For the new use, it is important to set a sign of openness and integration without destroying the aforementioned qualities of the architectural monument or distorting the architecture of the church. The idea of setting the volume in a comprehensive, protective setting, which the church space represents in a special way, is taken up. New, smaller rooms of the community join the church space and, unlike the previous residential use, serve the public and the common working, celebrating and praying. They form a new whole. The listed building is not altered by additions, but receives opening roofs that take into account the new functions of a youth church. Translucent, light-coloured roofs send out a shining sign of the new community into the urban space from within, over the crown of the church wall. The open roofs illuminate the youth work rooms and create new, generous, friendly spaces. In addition, the new roofscape emphasises the unifying overall concept of church, group rooms, cafeteria and offices.
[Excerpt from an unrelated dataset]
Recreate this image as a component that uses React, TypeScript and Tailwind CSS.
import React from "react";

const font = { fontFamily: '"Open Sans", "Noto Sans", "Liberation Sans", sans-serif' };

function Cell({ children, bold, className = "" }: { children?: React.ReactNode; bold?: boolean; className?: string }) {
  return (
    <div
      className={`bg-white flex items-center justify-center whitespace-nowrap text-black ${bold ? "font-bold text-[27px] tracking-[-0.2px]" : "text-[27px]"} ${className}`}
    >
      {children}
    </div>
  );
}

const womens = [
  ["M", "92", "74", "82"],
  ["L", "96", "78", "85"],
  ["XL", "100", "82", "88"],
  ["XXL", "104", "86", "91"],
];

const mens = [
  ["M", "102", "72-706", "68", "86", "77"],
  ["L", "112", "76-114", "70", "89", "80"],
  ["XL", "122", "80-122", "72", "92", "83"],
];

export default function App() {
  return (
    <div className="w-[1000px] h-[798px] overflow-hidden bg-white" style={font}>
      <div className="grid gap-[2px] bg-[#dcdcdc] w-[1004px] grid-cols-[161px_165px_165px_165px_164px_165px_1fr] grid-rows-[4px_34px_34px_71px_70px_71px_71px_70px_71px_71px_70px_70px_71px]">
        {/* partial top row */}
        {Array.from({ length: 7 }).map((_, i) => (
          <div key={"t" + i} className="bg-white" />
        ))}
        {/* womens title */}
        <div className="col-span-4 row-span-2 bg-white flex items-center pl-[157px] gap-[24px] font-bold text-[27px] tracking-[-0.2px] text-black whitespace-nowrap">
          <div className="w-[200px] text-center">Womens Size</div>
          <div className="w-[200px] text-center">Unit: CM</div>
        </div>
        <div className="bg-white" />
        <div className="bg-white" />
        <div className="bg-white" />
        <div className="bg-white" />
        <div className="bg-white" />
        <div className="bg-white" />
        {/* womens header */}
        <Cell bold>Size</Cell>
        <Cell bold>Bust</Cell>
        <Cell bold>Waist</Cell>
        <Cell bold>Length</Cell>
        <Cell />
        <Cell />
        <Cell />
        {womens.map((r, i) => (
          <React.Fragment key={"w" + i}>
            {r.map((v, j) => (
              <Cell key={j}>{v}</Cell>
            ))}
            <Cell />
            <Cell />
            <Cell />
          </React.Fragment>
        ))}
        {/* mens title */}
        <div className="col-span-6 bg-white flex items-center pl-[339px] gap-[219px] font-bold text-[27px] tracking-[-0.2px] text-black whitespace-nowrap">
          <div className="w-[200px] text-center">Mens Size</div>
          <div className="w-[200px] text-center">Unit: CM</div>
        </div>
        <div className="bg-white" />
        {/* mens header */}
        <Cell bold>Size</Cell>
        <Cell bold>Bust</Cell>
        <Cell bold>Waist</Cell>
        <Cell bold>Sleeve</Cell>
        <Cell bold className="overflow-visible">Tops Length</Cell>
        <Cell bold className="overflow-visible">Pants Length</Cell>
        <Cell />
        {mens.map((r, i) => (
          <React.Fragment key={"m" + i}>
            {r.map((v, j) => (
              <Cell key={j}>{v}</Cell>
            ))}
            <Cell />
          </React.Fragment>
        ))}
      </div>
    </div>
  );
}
The house of the new youth church is divided into several areas. The church space retains its presence and spatial quality. A structural division of the space is deliberately avoided. In order to offer smaller communities an appropriate space for devotion and prayer, a weekday chapel is proposed in spatial connection to the church space. This is separable and can also be used with the neighbouring function rooms. The rooms for group work and smaller events are organised barrier-free in the area of the former parish hall. By introducing the roof elements, it is possible to organise the group rooms on two levels with room heights that correspond to the new uses. The façade of the church remains untouched, the light for the upper floors comes into the building from above via the new roofs.
The existing inner courtyard is spatially reinterpreted and significantly upgraded by a roof. It serves as an unheated, two-storey, connecting interior space tempered by solar gains - is the entrance and at the same time a year-round protected place of communication for events and as a cafeteria.
The existing windows in the cloister-like gallery are extended and the gallery thus becomes part of the courtyard space. The inner courtyard extends into the building. The ground-floor extension in front of the church is demolished. This gives the church a clear presence towards the inner courtyard. The two (northern and southern) areas of the offices on the upper floor are connected by a new building element above the entrance. The tower is also accessed via this "bridge". The offices are located in the upper area. Each of these opens up to communal areas for living and communicating.
The roof elements are designed as a steel frame construction with highly insulating glass. They have an external fixed sunshade made of white powder-coated expanded metal. The closed roof surfaces made of white powder-coated metal insulation panels are fixed to the existing walls. There are no additional loads.